You absolutely can be compelled to incriminate others. If incriminating others actually would incriminate yourself, any protection that gives you can be nullified by giving you immunity. Generally, if you refuse to testify when compelled, outside of few circumstances (self-incrimination, various privileges) you can and will be punished. It's important to be clear about this because it's important knowledge for anyone who has to live under the
legal system.
Of course the other kid would have been expelled, see the final sentence of my comment (quoted below).
Whether you could be compelled to give up a peer in this situation in the context of a court (you absolutely could and would be) isn't relevant. It's a flawed premise to analyze this situation through the lens of American law even if that were the case, because American law is not designed to help those involved or provide the best outcome for society. This is a story about children being treated like criminals, we shouldn't be discussing it as though they're literally on trial. None if it would be a problem if not for the environment fostered by schools where students expect the harshest possible punishment rather than adults to work to help them.

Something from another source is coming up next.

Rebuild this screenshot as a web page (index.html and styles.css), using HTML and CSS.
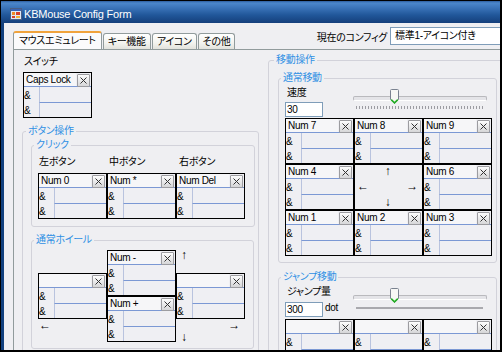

If the administration were interested in helping the children, the silence wouldn't be necessary because they children would understand that a classmate with harmful intentions would be helped by the teachers, and a classmate who brought a gun for harmless reasons would simply be told calmly why that isn't acceptable. Instead, you have a country with a carceral obsession creating schools which only know how to punish.
Can be, not are. You are not required to report crimes unless you are a mandatory reporter. Last I checked 11 year olds aren't that.
If you witness a crime, you are not required to report it. However, if it becomes known that you witnessed it, you can be compelled to testify in court. This doesn't apply at all to this situation, but I'm saying it because people who might be in court one day in
should understand it.
Again, the premise of applying this logic to this situation is incorrect. This isn't a court, it's a school. He has no legal rights protecting him from giving up a peer in this context (which means the school could and did expel him), and the correct rights for him to have in an ideal society wouldn't be the ones granted by the American constitution. A school should be a place where children are nurtured and assisted by adults, not a mirror of a system of courts. The fact that this child was treated as a presumed criminal is a failure, which we can only compound by analyzing it with this legalistic framework. These children should not expect to be punished by default, and these adults should not punish them unless absolutely necessary.
In a fight between gun rights and incarceration, incarceration wins.